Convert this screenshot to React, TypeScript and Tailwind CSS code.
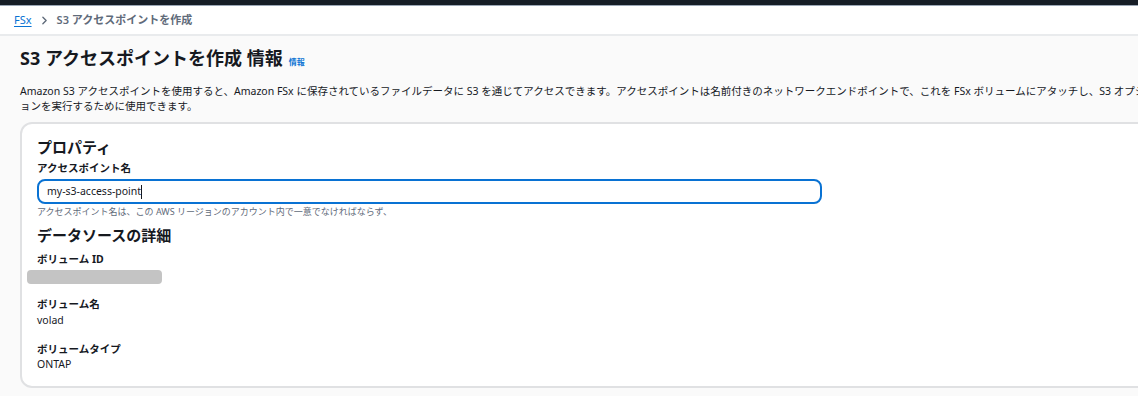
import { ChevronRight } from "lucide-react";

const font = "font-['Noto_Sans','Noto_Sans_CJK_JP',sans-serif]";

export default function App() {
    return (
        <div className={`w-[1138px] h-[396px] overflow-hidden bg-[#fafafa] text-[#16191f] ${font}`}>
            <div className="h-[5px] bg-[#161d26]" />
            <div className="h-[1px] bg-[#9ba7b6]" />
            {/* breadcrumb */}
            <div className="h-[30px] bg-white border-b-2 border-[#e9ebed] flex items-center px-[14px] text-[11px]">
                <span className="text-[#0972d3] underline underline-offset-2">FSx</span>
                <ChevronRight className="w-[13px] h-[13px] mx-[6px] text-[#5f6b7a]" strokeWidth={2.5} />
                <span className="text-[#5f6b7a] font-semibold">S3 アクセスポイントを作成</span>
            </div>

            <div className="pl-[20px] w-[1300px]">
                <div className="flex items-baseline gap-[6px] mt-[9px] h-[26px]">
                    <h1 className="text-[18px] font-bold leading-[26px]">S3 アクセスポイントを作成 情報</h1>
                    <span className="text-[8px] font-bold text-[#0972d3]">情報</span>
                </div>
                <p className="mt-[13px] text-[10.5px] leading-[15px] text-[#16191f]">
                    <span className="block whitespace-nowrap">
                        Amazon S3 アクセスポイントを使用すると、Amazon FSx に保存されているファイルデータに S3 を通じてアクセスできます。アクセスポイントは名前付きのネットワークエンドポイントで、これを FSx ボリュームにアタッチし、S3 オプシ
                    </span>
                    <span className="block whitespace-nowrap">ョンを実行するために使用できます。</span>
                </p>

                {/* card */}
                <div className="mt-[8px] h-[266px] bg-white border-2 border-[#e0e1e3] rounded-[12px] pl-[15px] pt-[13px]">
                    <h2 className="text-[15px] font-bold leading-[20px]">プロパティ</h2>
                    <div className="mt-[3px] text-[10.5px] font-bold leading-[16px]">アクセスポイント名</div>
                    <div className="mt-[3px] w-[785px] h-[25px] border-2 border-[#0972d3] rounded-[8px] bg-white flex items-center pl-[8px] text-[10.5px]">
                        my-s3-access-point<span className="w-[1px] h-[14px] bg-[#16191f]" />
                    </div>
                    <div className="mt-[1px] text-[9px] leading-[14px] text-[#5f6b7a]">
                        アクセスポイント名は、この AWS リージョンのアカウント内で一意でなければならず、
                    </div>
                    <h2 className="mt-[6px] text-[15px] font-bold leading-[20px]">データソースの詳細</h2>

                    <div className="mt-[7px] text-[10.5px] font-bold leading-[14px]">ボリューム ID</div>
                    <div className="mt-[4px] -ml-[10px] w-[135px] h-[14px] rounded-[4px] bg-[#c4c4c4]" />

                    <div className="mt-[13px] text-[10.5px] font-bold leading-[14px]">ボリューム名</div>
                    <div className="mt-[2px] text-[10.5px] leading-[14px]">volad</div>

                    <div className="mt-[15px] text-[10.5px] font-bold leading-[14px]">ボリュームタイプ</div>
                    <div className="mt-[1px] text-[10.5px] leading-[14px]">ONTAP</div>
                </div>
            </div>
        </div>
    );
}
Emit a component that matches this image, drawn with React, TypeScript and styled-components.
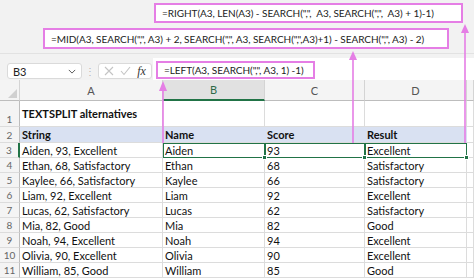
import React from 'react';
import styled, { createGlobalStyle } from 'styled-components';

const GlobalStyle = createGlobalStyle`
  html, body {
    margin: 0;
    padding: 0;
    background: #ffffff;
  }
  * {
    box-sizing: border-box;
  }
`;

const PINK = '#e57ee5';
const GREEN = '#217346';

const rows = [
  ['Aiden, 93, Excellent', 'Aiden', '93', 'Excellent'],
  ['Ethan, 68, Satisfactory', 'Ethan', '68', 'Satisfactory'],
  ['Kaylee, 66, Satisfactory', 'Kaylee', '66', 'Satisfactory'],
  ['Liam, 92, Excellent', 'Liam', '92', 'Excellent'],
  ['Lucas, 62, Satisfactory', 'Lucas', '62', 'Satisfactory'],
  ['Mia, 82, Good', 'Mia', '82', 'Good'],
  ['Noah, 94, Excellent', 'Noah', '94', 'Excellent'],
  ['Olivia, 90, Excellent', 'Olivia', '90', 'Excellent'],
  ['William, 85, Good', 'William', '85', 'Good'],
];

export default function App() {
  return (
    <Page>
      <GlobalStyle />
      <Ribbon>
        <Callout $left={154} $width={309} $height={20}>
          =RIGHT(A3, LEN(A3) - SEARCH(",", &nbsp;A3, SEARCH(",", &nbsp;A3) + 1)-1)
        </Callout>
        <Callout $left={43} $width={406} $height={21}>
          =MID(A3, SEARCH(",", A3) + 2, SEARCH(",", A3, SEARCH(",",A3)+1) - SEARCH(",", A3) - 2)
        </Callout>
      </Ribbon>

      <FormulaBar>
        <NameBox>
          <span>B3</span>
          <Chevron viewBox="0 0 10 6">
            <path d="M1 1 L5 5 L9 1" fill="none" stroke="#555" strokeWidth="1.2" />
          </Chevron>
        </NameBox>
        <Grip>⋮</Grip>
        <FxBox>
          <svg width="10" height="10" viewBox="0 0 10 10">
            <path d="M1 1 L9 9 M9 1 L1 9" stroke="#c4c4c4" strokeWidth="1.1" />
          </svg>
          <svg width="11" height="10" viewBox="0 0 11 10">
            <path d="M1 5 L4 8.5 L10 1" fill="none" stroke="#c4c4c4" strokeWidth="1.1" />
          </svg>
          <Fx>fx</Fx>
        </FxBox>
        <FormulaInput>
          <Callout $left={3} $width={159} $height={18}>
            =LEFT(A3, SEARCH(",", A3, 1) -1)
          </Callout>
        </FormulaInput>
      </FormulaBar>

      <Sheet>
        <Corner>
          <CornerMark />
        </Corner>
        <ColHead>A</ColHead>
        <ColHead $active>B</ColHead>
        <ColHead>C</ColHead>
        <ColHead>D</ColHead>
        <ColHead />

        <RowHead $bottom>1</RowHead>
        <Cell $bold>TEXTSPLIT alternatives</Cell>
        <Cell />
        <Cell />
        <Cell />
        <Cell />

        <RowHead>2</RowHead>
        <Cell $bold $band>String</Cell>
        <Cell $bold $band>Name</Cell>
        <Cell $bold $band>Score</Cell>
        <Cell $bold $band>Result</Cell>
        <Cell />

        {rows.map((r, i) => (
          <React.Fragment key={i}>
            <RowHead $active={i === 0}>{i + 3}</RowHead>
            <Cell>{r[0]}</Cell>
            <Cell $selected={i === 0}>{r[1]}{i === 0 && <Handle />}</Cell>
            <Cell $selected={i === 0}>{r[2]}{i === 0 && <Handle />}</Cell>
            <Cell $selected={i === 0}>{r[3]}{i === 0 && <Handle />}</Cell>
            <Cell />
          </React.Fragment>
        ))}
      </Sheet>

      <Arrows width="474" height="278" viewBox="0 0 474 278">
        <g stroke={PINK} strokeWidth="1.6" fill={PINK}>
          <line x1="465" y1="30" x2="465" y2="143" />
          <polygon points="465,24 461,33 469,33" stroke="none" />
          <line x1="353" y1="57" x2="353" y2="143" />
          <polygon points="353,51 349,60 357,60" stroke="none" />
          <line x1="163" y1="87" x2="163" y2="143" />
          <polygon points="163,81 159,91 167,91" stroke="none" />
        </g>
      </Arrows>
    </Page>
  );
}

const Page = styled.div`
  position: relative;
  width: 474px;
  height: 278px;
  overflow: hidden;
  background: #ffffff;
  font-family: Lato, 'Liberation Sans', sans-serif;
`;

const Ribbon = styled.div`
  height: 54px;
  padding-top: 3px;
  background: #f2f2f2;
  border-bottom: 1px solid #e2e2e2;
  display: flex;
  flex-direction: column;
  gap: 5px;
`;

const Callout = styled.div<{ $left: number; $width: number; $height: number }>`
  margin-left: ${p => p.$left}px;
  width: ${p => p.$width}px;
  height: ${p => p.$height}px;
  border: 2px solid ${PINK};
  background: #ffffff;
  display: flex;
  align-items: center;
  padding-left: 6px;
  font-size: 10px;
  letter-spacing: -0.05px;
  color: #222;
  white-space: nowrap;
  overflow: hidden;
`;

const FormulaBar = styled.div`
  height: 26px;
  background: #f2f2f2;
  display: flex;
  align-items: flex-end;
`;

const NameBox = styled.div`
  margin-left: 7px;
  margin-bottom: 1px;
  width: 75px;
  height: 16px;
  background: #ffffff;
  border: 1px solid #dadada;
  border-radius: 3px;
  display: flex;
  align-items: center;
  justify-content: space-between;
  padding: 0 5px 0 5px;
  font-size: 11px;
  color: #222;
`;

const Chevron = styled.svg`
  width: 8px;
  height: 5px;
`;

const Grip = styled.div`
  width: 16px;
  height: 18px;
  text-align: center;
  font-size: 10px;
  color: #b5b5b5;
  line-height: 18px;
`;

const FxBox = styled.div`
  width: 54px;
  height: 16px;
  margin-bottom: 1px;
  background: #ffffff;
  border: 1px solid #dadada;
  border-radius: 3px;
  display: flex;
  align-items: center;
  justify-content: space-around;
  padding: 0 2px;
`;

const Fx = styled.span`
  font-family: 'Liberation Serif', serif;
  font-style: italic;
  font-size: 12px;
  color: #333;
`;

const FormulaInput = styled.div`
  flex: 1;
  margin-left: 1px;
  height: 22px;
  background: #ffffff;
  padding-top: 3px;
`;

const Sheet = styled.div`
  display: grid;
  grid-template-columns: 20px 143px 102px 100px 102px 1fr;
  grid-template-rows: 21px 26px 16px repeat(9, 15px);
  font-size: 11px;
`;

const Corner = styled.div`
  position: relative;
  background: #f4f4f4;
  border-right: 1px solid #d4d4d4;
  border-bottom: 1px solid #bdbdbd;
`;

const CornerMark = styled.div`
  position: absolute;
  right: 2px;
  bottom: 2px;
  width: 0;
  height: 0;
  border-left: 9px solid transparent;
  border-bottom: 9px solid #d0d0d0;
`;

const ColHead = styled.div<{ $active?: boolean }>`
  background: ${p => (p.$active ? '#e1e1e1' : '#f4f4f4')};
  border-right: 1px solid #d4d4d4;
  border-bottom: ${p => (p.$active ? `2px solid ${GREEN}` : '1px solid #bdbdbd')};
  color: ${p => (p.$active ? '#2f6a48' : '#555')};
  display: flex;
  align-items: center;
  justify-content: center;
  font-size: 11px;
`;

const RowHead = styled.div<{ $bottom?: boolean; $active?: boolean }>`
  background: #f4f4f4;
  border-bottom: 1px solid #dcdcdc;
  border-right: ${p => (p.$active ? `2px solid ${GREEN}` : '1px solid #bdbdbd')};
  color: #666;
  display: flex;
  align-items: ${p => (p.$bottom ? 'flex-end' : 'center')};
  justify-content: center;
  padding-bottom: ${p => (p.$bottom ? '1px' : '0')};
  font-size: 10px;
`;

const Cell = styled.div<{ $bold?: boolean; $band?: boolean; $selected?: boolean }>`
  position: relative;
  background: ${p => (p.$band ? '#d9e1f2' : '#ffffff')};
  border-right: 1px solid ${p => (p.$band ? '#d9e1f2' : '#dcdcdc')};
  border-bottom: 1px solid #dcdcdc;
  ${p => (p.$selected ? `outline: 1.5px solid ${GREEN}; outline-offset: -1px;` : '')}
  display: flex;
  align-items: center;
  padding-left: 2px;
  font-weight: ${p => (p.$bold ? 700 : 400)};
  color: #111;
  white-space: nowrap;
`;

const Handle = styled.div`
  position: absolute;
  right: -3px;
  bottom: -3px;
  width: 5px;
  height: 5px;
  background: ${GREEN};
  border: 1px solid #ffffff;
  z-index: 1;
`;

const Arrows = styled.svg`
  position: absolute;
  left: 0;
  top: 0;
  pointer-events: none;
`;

(WORK TO COMPLETE)
Any pictures should be left out. Reproduce every line from the one holding "Emit a component" down to the one holding "const GREEN = '#217346';", both of those lines included.

(EXPECTED ANSWER)
Emit a component that matches this image, drawn with React, TypeScript and styled-components.
import React from 'react';
import styled, { createGlobalStyle } from 'styled-components';

const GlobalStyle = createGlobalStyle`
  html, body {
    margin: 0;
    padding: 0;
    background: #ffffff;
  }
  * {
    box-sizing: border-box;
  }
`;

const PINK = '#e57ee5';
const GREEN = '#217346';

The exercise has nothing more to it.